I gained an enormous amount of faith. I thought I had faith before I left. I mean, I had enough faith to leave behind everything I loved to travel to the other side of the world and preach the gospel in broken Chinese on a street corner. That seemed like a lot of faith at the time. But on my mission I gained a deeper level of faith, the kind that makes you confident that everything will be alright. Ever since my return I’ve felt the power of that kind of faith in my life, and I wouldn’t trade it for anything in the world. Because no matter what you do, stressful and frightening things will find you. Being able to dig down in the midst of those dark situations and remember, “No matter what happens this will all work out alright” and really believe it enough to find relief … well, you just can’t deny the importance of that.

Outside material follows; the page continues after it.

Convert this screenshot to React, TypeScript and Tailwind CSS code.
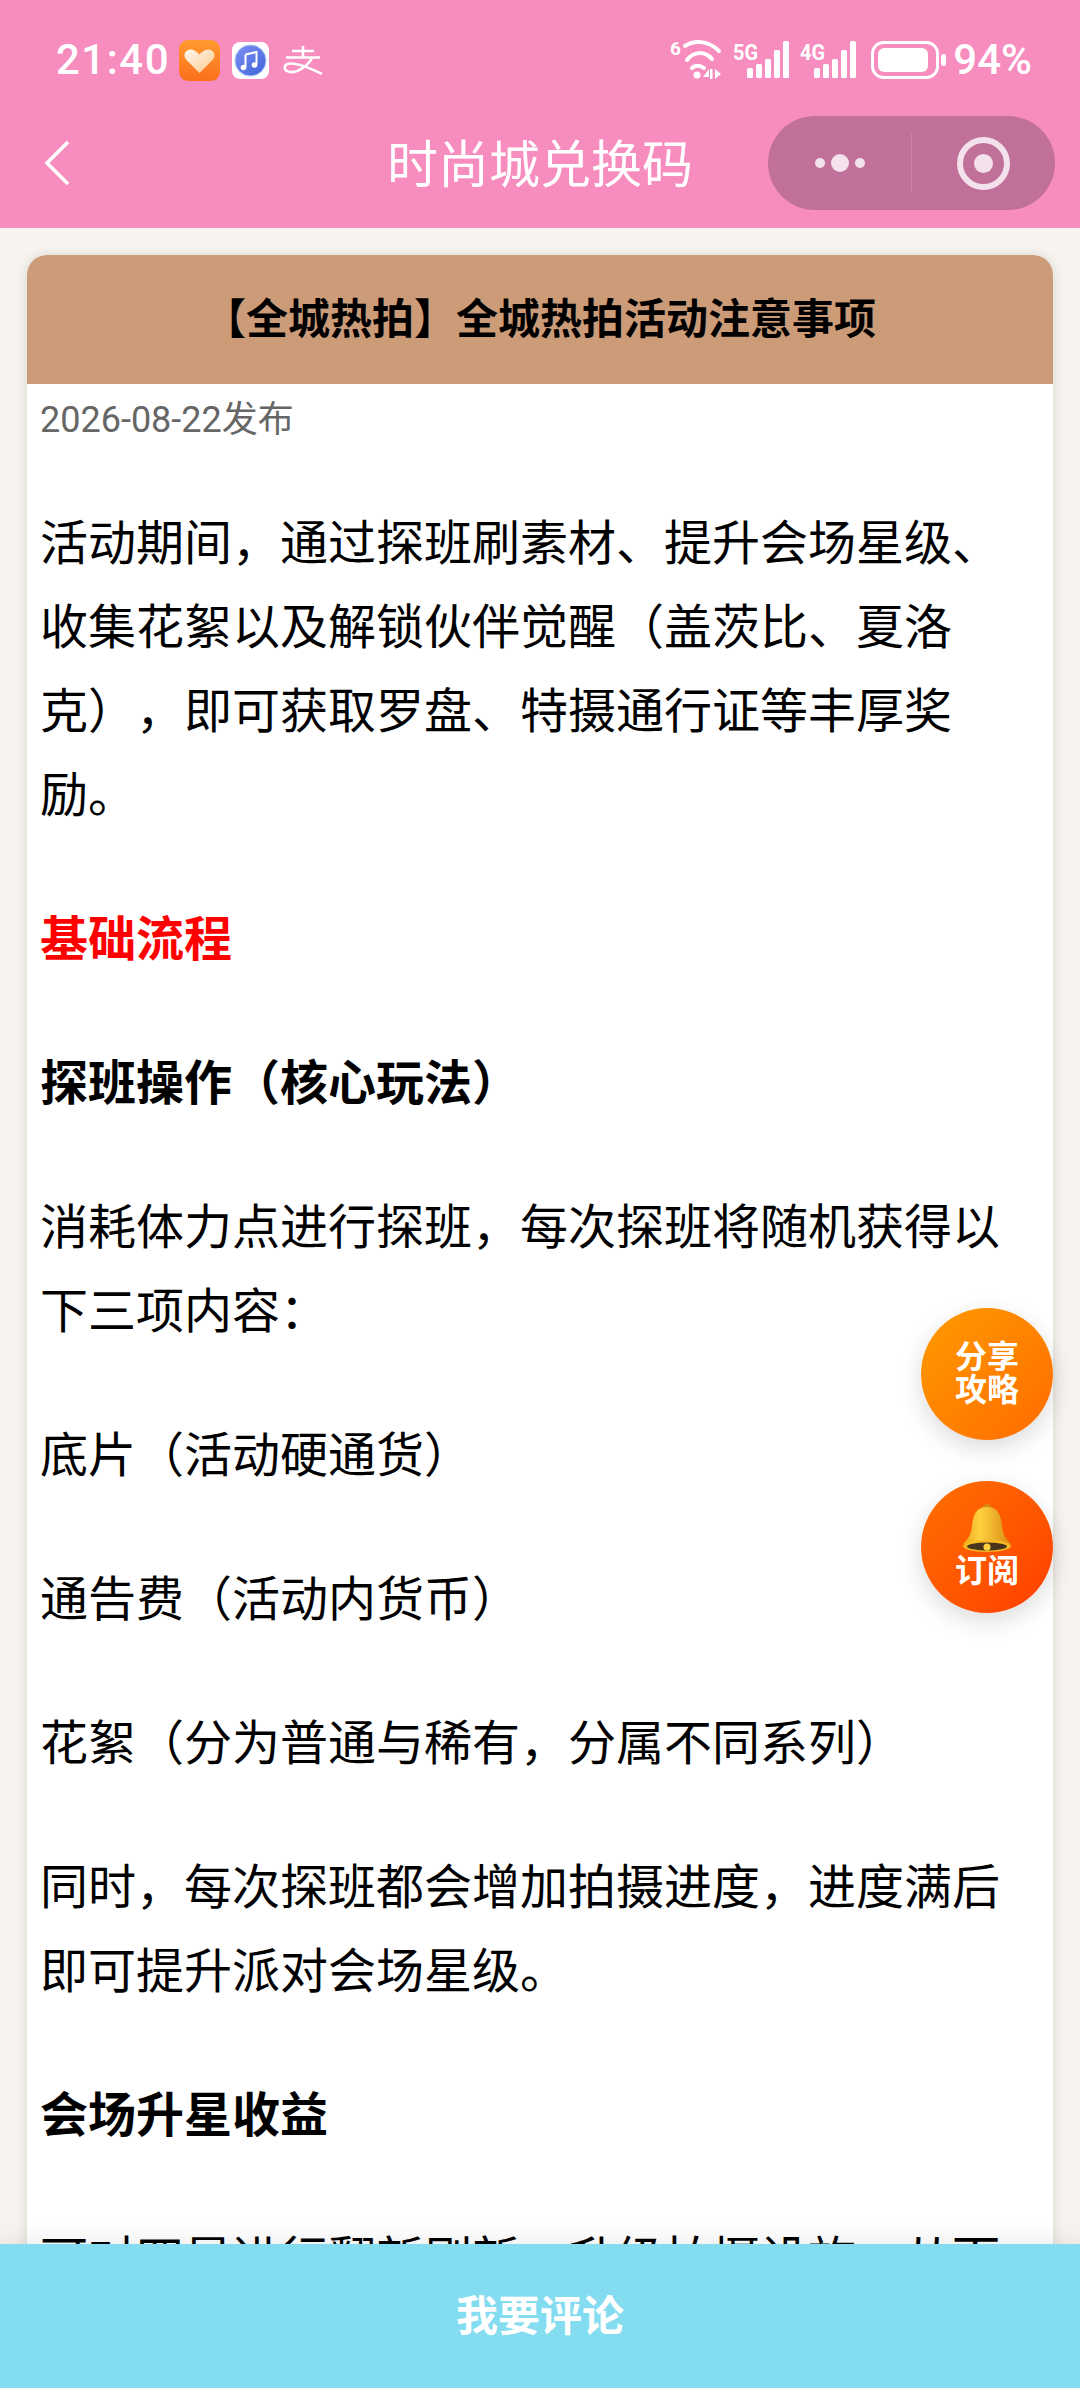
import type { ReactNode } from 'react'

const FONT = "font-['Roboto','Noto_Sans_CJK_SC',sans-serif]"

function HeartApp() {
  return (
    <svg width="41" height="41" viewBox="0 0 41 41" className="ml-[14px]">
      <defs>
        <linearGradient id="appBg" x1="0" y1="0" x2="0" y2="1">
          <stop offset="0" stopColor="#ff9a2e" />
          <stop offset="1" stopColor="#fb6f1c" />
        </linearGradient>
        <linearGradient id="heartFill" x1="0" y1="0" x2="1" y2="1">
          <stop offset="0" stopColor="#fff8ec" />
          <stop offset="1" stopColor="#fbc98e" />
        </linearGradient>
      </defs>
      <rect width="41" height="41" rx="9" fill="url(#appBg)" />
      <path d="M20.500 33 L7 19.500 C3.500 15 6.500 9.500 11.500 9.500 C15 9.500 18 11.500 20.500 14.500 C23 11.500 26 9.500 29.500 9.500 C34.500 9.500 37.500 15 34 19.500 Z" fill="url(#heartFill)" />
    </svg>
  )
}

function MusicApp() {
  return (
    <svg width="37" height="37" viewBox="0 0 37 37" className="ml-[12px]">
      <defs>
        <linearGradient id="discFill" x1="0" y1="0" x2="1" y2="1">
          <stop offset="0" stopColor="#7f8ff5" />
          <stop offset="1" stopColor="#3f62d8" />
        </linearGradient>
      </defs>
      <rect width="37" height="37" rx="8" fill="#fff" />
      <circle cx="18.500" cy="18.500" r="15.500" fill="url(#discFill)" stroke="#a8c8f5" strokeWidth="1" />
      <path d="M13.500 12.500 L24.500 10 V22.500 M13.500 12.500 V25" stroke="#fff" strokeWidth="2" fill="none" />
      <circle cx="11.500" cy="25.500" r="2.800" fill="#fff" />
      <circle cx="22.500" cy="23" r="2.800" fill="#fff" />
    </svg>
  )
}

function AlipayMark() {
  return (
    <svg width="40" height="30" viewBox="0 0 40 30" fill="none" stroke="#fff" strokeWidth="2.600" className="ml-[14px]">
      <path d="M9 6 H31 M20 1 V12 M3 12.500 H37" />
      <path d="M29 13 C25 21 14 28 7 27 C0 26 0 19 7 18.500 C15 18 27 23 39 29" />
    </svg>
  )
}

function WifiIcon() {
  return (
    <svg width="52" height="42" viewBox="0 0 52 42" fill="none" stroke="#fff" strokeLinecap="round" strokeWidth="4" className="overflow-visible">
      <text x="0" y="16" fill="#fff" stroke="none" fontSize="19" fontWeight="700" fontFamily="Roboto">6</text>
      <path d="M15 7 C24 1 38 1 49 12" />
      <path d="M17 21 C24 12 35 12 42 20" />
      <path d="M22 29 C25 26 30 26 34 29" />
      <circle cx="27" cy="36" r="3.500" fill="#fff" stroke="none" />
      <path d="M39 30 L33 38 H39 Z M42 39 V30 M45 30 L51 35 L45 40 Z" fill="#fff" stroke="none" />
      <rect x="40" y="30" width="2.500" height="10" fill="#fff" stroke="none" />
    </svg>
  )
}

function SignalIcon({ label }: { label: string }) {
  return (
    <svg width="56" height="40" viewBox="0 0 56 40" fill="#fff" className="ml-[11px] overflow-visible">
      <text x="0" y="20" fontSize="22" fontWeight="700" fontFamily="Roboto" textLength="25" lengthAdjust="spacingAndGlyphs">{label}</text>
      <rect x="14" y="28" width="6" height="10" rx="1.500" />
      <rect x="23" y="24" width="6" height="14" rx="1.500" />
      <rect x="32" y="19" width="6" height="19" rx="1.500" />
      <rect x="41" y="10" width="6" height="28" rx="1.500" />
      <rect x="50" y="1" width="6" height="37" rx="1.500" />
    </svg>
  )
}

function BatteryIcon() {
  return (
    <svg width="76" height="38" viewBox="0 0 76 38" className="ml-[15px]">
      <rect x="1.500" y="1.500" width="65" height="35" rx="11" fill="none" stroke="#fff" strokeWidth="3" />
      <rect x="7" y="7" width="50" height="24" rx="6" fill="#fff" />
      <rect x="70" y="13" width="5" height="12" rx="2.500" fill="#fff" />
    </svg>
  )
}

function BellIcon() {
  return (
    <svg width="50" height="50" viewBox="0 0 50 50" className="block">
      <defs>
        <linearGradient id="bellFill" x1="0" y1="0" x2="1" y2="0">
          <stop offset="0" stopColor="#e9a21c" />
          <stop offset="0.35" stopColor="#ffd23f" />
          <stop offset="1" stopColor="#d98a12" />
        </linearGradient>
      </defs>
      <circle cx="25" cy="4.500" r="4.500" fill="#d98a12" />
      <path d="M25 3 C14 3 11 11 10 22 C9 31 6 35 1 40 H49 C44 35 41 31 40 22 C39 11 36 3 25 3 Z" fill="url(#bellFill)" />
      <ellipse cx="25" cy="42" rx="24" ry="6" fill="#f5bb24" />
      <ellipse cx="25" cy="42.500" rx="20" ry="4" fill="#4a3420" />
      <circle cx="25" cy="43" r="3.500" fill="#ffd23f" />
    </svg>
  )
}

function Para({ children, className = '' }: { children: ReactNode; className?: string }) {
  return <p className={`mb-[60px] ${className}`}>{children}</p>
}

export default function App() {
  return (
    <div className={`relative h-[2388px] w-[1080px] overflow-hidden bg-[#f7f3ee] [text-spacing-trim:space-all] ${FONT}`}>
      {/* 状态栏 + 标题栏 */}
      <header className="h-[228px] bg-[#f78dbe] text-white">
        <div className="flex h-[116px] items-center pl-[56px] pr-[48px] pt-[4px]">
          <span className="w-[109px] text-[42px] font-medium leading-none tracking-[1.5px]">21:40</span>
          <HeartApp />
          <MusicApp />
          <AlipayMark />
          <div className="ml-auto flex items-center">
            <WifiIcon />
            <SignalIcon label="5G" />
            <SignalIcon label="4G" />
            <BatteryIcon />
            <span className="ml-[6px] text-[42px] font-medium leading-none">94%</span>
          </div>
        </div>
        <div className="relative flex h-[94px] items-center justify-center">
          <svg width="26" height="46" viewBox="0 0 26 46" fill="none" stroke="#fff" strokeWidth="3.500" className="absolute left-[44px] top-[24px]">
            <path d="M24 2 L3 23 L24 44" />
          </svg>
          <h1 className="mt-[4px] text-[51px] font-normal leading-none">时尚城兑换码</h1>
          <div className="absolute left-[768px] top-0 flex h-[94px] w-[287px] items-center rounded-full bg-[#c1709a]">
            <div className="flex h-[58px] w-[144px] items-center justify-center gap-[6px] border-r border-[#d183ab] pl-[1px]">
              <span className="h-[10px] w-[10px] rounded-full bg-[#f3e2ec]" />
              <span className="h-[18px] w-[18px] rounded-full bg-[#f3e2ec]" />
              <span className="h-[10px] w-[10px] rounded-full bg-[#f3e2ec]" />
            </div>
            <div className="flex flex-1 items-center justify-center">
              <div className="flex h-[53px] w-[53px] items-center justify-center rounded-full border-[6px] border-[#f3e2ec]">
                <span className="h-[19px] w-[19px] rounded-full bg-[#f3e2ec]" />
              </div>
            </div>
          </div>
        </div>
      </header>

      {/* 攻略卡片 */}
      <main className="mx-[27px] mt-[27px] overflow-hidden rounded-t-[20px] bg-white shadow-[0_0_12px_rgba(0,0,0,0.12)]">
        <div className="flex h-[129px] items-center justify-center bg-[#cc9b78] text-[42px] font-bold text-black">
          【全城热拍】全城热拍活动注意事项
        </div>
        <div className="px-[13px]">
          <div className="mb-[55px] pt-[9px] text-[36px] leading-[54px] text-[#666]">2026-08-22发布</div>
          <div className="text-[48px] leading-[84px] text-black">
            <Para>活动期间，通过探班刷素材、提升会场星级、收集花絮以及解锁伙伴觉醒（盖茨比、夏洛克），即可获取罗盘、特摄通行证等丰厚奖励。</Para>
            <Para className="font-bold text-[#ff0000]">基础流程</Para>
            <Para className="font-bold">探班操作（核心玩法）</Para>
            <Para>消耗体力点进行探班，每次探班将随机获得以下三项内容：</Para>
            <Para>底片（活动硬通货）</Para>
            <Para>通告费（活动内货币）</Para>
            <Para>花絮（分为普通与稀有，分属不同系列）</Para>
            <Para>同时，每次探班都会增加拍摄进度，进度满后即可提升派对会场星级。</Para>
            <Para className="font-bold">会场升星收益</Para>
            <Para>可对四星进行翻新刷新，升级拍摄设施，从而</Para>
          </div>
        </div>
      </main>

      {/* 悬浮按钮 */}
      <button className="absolute left-[921px] top-[1308px] flex h-[132px] w-[132px] items-center justify-center rounded-full bg-gradient-to-br from-[#ff9a00] to-[#ff6a00] text-[32px] font-bold leading-[33px] text-white shadow-[0_8px_24px_rgba(0,0,0,0.14)]">
        分享<br />攻略
      </button>
      <button className="absolute left-[921px] top-[1481px] flex h-[132px] w-[132px] flex-col items-center justify-center rounded-full bg-gradient-to-br from-[#ff6f00] to-[#ff3c00] pb-[2px] text-[32px] font-bold leading-[34px] text-white shadow-[0_8px_24px_rgba(0,0,0,0.14)]">
        <BellIcon />
        订阅
      </button>

      {/* 底部评论栏 */}
      <div className="absolute inset-x-0 bottom-0 flex h-[144px] items-center justify-center bg-[#84dcf1] text-[42px] font-semibold text-white shadow-[0_-4px_20px_rgba(0,0,0,0.08)]">
        我要评论
      </div>
    </div>
  )
}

The most valuable thing I gained was a deeper understanding of the Savior and the Atonement. Every once in a while, when I felt like I was really sacrificing something or doing something hard, or when I really felt I’d finally done something well, I would have these thoughts come to my mind about the Savior. And suddenly I’d see very clearly the vast gulf between my little sacrifices and the splendid grandeur of the atonement. And I’d realize just how incredible His sacrifice was in my behalf. I’d realize all the things I was doing for someone else, He had done things like that for me, and more, and perfectly. And I learned about the love he must feel, and the disappointment when I make mistakes. I gave up 18 months of Sunday naps, but He gave up his life. And He did it because He wants me to have the chance to be with Him and be like Him. I saw miracles roll out right and left, not just for the golden people, but for everyone I taught and some people I only met briefly. I saw the amazing signs and the wonders of heaven and I saw people change everything because of them. Who would have ever chosen to miss that?